→ **What is asked**
Answer with the number of lines in the listing below that contain the word "styles", and nothing else.
· · · ·
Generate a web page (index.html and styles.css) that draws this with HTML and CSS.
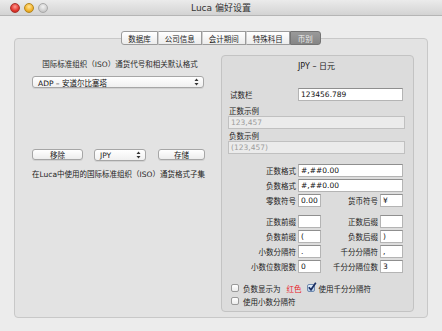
FILE: index.html
```html
<!DOCTYPE html>
<html lang="zh">
<head>
  <meta charset="UTF-8"/>
  <title>Luca 偏好设置</title>
  <link rel="stylesheet" href="styles.css">
</head>
<body>
  <div class="window">
    <div class="titlebar">
      <div class="lights">
        <span class="light red"></span>
        <span class="light yellow"></span>
        <span class="light off"></span>
      </div>
      <div class="title">Luca 偏好设置</div>
      <div></div>
    </div>

    <div class="content">
      <div class="tabs">
        <div class="tab">数据库</div>
        <div class="tab">公司信息</div>
        <div class="tab">会计期间</div>
        <div class="tab">特殊科目</div>
        <div class="tab active">币别</div>
      </div>

      <div class="tabbox">
        <div class="left">
          <div class="iso-label">国际标准组织（ISO）通货代号和相关默认格式</div>
          <div class="popup wide">
            <span>ADP – 安道尔比塞塔</span>
            <svg class="arrows" width="5" height="8" viewBox="0 0 5 8"><path d="M2.5 0.5 L4.5 3 L0.5 3 Z M2.5 7.5 L4.5 5 L0.5 5 Z" fill="#333"/></svg>
          </div>
          <div class="btn-row">
            <div class="btn remove">移除</div>
            <div class="popup small">
              <span>JPY</span>
              <svg class="arrows" width="5" height="8" viewBox="0 0 5 8"><path d="M2.5 0.5 L4.5 3 L0.5 3 Z M2.5 7.5 L4.5 5 L0.5 5 Z" fill="#333"/></svg>
            </div>
            <div class="btn save">存储</div>
          </div>
          <div class="subset">在Luca中使用的国际标准组织（ISO）通货格式子集</div>
        </div>

        <div class="panel">
          <div class="panel-title">JPY – 日元</div>

          <div class="test-row">
            <span class="test-label">试数栏</span>
            <input class="field test" type="text" value="123456.789">
          </div>

          <div class="sample-label first">正数示例</div>
          <input class="field sample" type="text" value="123,457" disabled>
          <div class="sample-label">负数示例</div>
          <input class="field sample" type="text" value="(123,457)" disabled>

          <div class="fmt-grid formats">
            <span class="lbl">正数格式</span>
            <input class="field span" type="text" value="#,##0.00">
            <span class="lbl">负数格式</span>
            <input class="field span" type="text" value="#,##0.00">
            <span class="lbl">零数符号</span>
            <input class="field" type="text" value="0.00">
            <span class="lbl">货币符号</span>
            <input class="field" type="text" value="¥">
          </div>

          <div class="fmt-grid affixes">
            <span class="lbl">正数前缀</span>
            <input class="field" type="text" value="">
            <span class="lbl">正数后缀</span>
            <input class="field" type="text" value="">
            <span class="lbl">负数前缀</span>
            <input class="field" type="text" value="(">
            <span class="lbl">负数后缀</span>
            <input class="field" type="text" value=")">
            <span class="lbl">小数分隔符</span>
            <input class="field" type="text" value=".">
            <span class="lbl">千分分隔符</span>
            <input class="field" type="text" value=",">
            <span class="lbl">小数位数限数</span>
            <input class="field" type="text" value="0">
            <span class="lbl">千分分隔位数</span>
            <input class="field" type="text" value="3">
          </div>

          <div class="checks">
            <div class="check-row">
              <span class="box"></span>
              <span>负数显示为</span>
              <span class="red">红色</span>
              <span class="box checked">
                <svg width="10" height="10" viewBox="0 0 10 10"><path d="M1.8 5.2 L4 7.8 L8.8 0.8" fill="none" stroke="#1b2f63" stroke-width="1.7"/></svg>
              </span>
              <span>使用千分分隔符</span>
            </div>
            <div class="check-row">
              <span class="box"></span>
              <span>使用小数分隔符</span>
            </div>
          </div>
        </div>
      </div>
    </div>
  </div>
</body>
</html>
```

FILE: styles.css
```css
html, body {
  margin: 0; padding: 0;
  width: 442px; height: 331px;
  overflow: hidden;
}
body {
  background: #ececec;
  font-family: "DejaVu Sans", "Noto Sans CJK SC", sans-serif;
  font-size: 7.5px;
  color: #222;
}
.window {
  height: 331px;
  display: flex; flex-direction: column;
}
.titlebar {
  flex: 0 0 auto;
  height: 15px;
  display: grid;
  grid-template-columns: 1fr auto 1fr;
  align-items: center;
  background: linear-gradient(#ebebeb, #d3d3d3);
  border-bottom: 1px solid #b5b5b5;
}
.lights {
  display: flex; gap: 4px;
  padding-left: 4px;
}
.light {
  width: 10px; height: 10px;
  border-radius: 50%;
  box-sizing: border-box;
}
.light.red {
  background: radial-gradient(circle at 50% 35%, #ff9a92, #e0352c 60%, #b4221b);
  border: 1px solid #a8332c;
}
.light.yellow {
  background: radial-gradient(circle at 50% 35%, #ffe59a, #f2b22a 60%, #c98c12);
  border: 1px solid #b3861e;
}
.light.off {
  background: radial-gradient(circle at 50% 35%, #f2f2f2, #cfcfcf 60%, #b5b5b5);
  border: 1px solid #a9a9a9;
}
.title {
  font-size: 9px;
  color: #333;
}
.content {
  flex: 1 1 auto;
  padding: 15px 14px 0 14px;
}
.tabs {
  display: flex; justify-content: center;
  height: 14px;
  margin-bottom: -7px;
  position: relative; z-index: 1;
}
.tab {
  display: flex; align-items: center; justify-content: center;
  height: 14px; box-sizing: border-box;
  padding: 0 6px;
  background: linear-gradient(#ffffff, #ececec);
  border: 1px solid #9b9b9b;
  border-left: 1px solid #d0d0d0;
  color: #1d1d1d;
  font-size: 7.5px;
}
.tab:first-child {
  border-left: 1px solid #9b9b9b;
  border-radius: 3px 0 0 3px;
}
.tab.active {
  background: linear-gradient(#9a9a9a, #858585);
  border-color: #747474;
  color: #ececec;
  border-radius: 0 3px 3px 0;
  padding: 0 7px;
}
.tabbox {
  height: 280px; box-sizing: border-box;
  display: flex;
  padding: 16px 13px 5px 17px;
  background: #e3e3e3;
  border: 1px solid #c8c8c8;
  border-radius: 4px;
}
.left {
  flex: 0 0 176px;
  margin-right: 13px;
}
.iso-label {
  margin-top: 5px;
  line-height: 10px;
  text-align: center;
  color: #2a2a2a;
}
.popup {
  display: flex; align-items: center; justify-content: space-between;
  height: 12px; box-sizing: border-box;
  padding: 0 4px 0 5px;
  background: linear-gradient(#ffffff, #f0f0f0);
  border: 1px solid #a6a6a6;
  border-radius: 3px;
  box-shadow: 0 1px 0 rgba(0,0,0,0.08);
  font-size: 7.5px;
}
.popup.wide {
  width: 172px;
  margin-top: 6px;
  color: #111;
}
.popup.small {
  width: 52px;
  margin-left: 11px;
}
.btn-row {
  display: flex;
  margin-top: 61px;
}
.btn {
  display: flex; align-items: center; justify-content: center;
  height: 11px; box-sizing: border-box;
  background: linear-gradient(#ffffff, #ededed);
  border: 1px solid #a6a6a6;
  border-radius: 3px;
  box-shadow: 0 1px 0 rgba(0,0,0,0.08);
}
.btn.remove { width: 51px; }
.btn.save { width: 47px; margin-left: 12px; }
.subset {
  margin-top: 9px;
  line-height: 10px;
  color: #222;
}
.panel {
  flex: 0 0 193px;
  box-sizing: border-box;
  padding: 0 8px 0 6px;
  background: #dcdcdc;
  border: 1px solid #c3c3c3;
  border-radius: 4px;
}
.panel-title {
  margin-top: 6px;
  line-height: 10px;
  text-align: center;
  font-size: 8px;
  color: #222;
}
.test-row {
  display: flex; align-items: center;
  margin-top: 16px;
}
.test-label {
  width: 68px;
  padding-left: 2px;
}
.field {
  display: block;
  height: 13px; box-sizing: border-box;
  margin: 0; padding: 0 2px;
  background: #fff;
  border: 1px solid #b4b4b4;
  border-top-color: #8f8f8f;
  border-radius: 0;
  font-family: "DejaVu Sans", "Noto Sans CJK SC", sans-serif;
  font-size: 7.5px;
  color: #111;
  outline: none;
}
.field.test { width: 105px; }
.field.sample {
  width: 177px;
  background: #ebebeb;
  border-color: #c0c0c0;
  color: #9c9c9c;
}
.sample-label {
  margin-top: 3px;
  line-height: 9px;
  padding-left: 1px;
}
.sample-label.first { margin-top: 6px; }
.fmt-grid {
  display: grid;
  grid-template-columns: 68px 23px 55px 23px;
  grid-auto-rows: 13px;
  column-gap: 2px; row-gap: 2px;
  align-items: center;
}
.fmt-grid .field { width: 100%; }
.fmt-grid .field.span { grid-column: 2 / 5; }
.formats { margin-top: 10px; }
.affixes { margin-top: 8px; }
.lbl {
  text-align: right;
  white-space: nowrap;
}
.checks { margin-top: 10px; }
.check-row {
  display: flex; align-items: center;
  height: 10px;
  margin-bottom: 3px;
  padding-left: 3px;
}
.box {
  width: 8px; height: 8px; box-sizing: border-box;
  margin-right: 4px;
  background: linear-gradient(#ffffff, #ececec);
  border: 1px solid #9a9a9a;
  border-radius: 2px;
  position: relative;
}
.box.checked {
  margin-left: 5px;
  background: linear-gradient(#e4effb, #b8cfe9);
  border-color: #6f8bb0;
}
.box.checked svg {
  position: absolute; left: -1px; top: -3px;
}
.red {
  color: #e8242b;
  margin-left: 6px;
}
```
· · · ·
→ **Worked solution**
3